As a young man, a bare-footed Lockie would handcut and shovel-load 12 tonnes of cane each day in Nambour. "If you saw a bloke having a good feed in the morning, you knew he'd been out in the field," he says.
"One day I ate 11 Weet-Bix while I was waiting for my fried breakfast to cook. Thing is, I never even liked Weet-Bix."
His best year was 1964, when he earned 1100 pounds in 18 weeks, drove a new Triumph sports car, and paid more tax than his father earned.
Nowadays, he runs the highly regarded Artesian Country Tours that offers tourists a glimpse of ancient Aboriginal life, visiting rock-art sites and caves in and around Barcaldine.
Lockie is one of a host of local stars who bring Queensland's Central West to life.
Cheryl Thompson is another such character. The owner-manager of Ridgee Didge Cafe, Thompson, a descendant of the Iningai people, has returned to her home town after 20 years.
She is back to build opportunities for local indigenous people.
The ambience at the Ridgee Didge is warm and friendly, the food is great, and there's art for sale, free internet and delicious, locally roasted Coolamon Coffee.
"We want the atmosphere and the food here to be on a par with that of our big cities," Thompson says.
Make sure you visit the indigenous arts centre at the Central West Aboriginal Corporation's Red Shed, in Boree St, where you can buy hand-made ceramics, artefacts and paintings.
Across the road from the Ridgee Didge is Barcaldine's chief attraction - the Tree of Knowledge memorial.
During the tumultuous months of 1891, the ghost gum that stood here became the gathering place for what became the Queensland Shearers' Union and therefore the founding place of the Australian Labor movement.

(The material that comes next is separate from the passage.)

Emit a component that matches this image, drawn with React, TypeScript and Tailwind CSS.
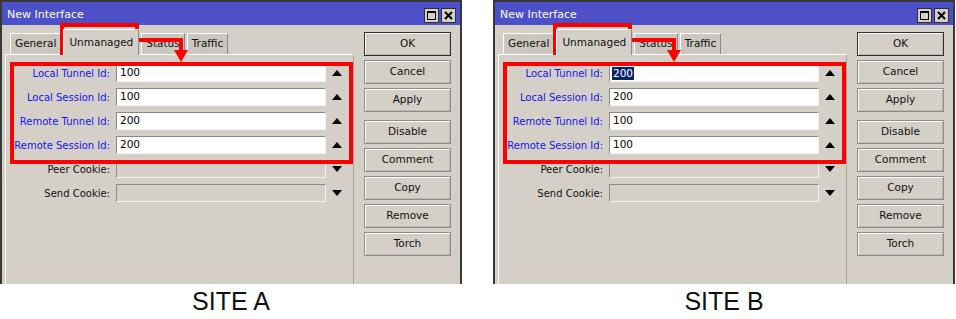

The tree became a symbol for the "fair go", although this didn't prevent vandals mysteriously poisoning and setting fire to the tree in 2006.
The heritage-listed ghost gum is now preserved for posterity underneath a $5 million, 18-metre-high timber and steel structure that is spectacularly lit in gorgeous dappled light at night.
Heading 28km out of Barcy, nature lovers shouldn't miss the chance to check out Lara Station and Wetlands. There are tranquil, shady camping spots and you can relax in the naturally heated mineral pools or take a kayak out on to the wetlands.
The writer was a guest of Outback Queensland and QR. The Spirit of the Outback-themed train travels twice weekly from Brisbane to Barcaldine and return (via Rockhampton).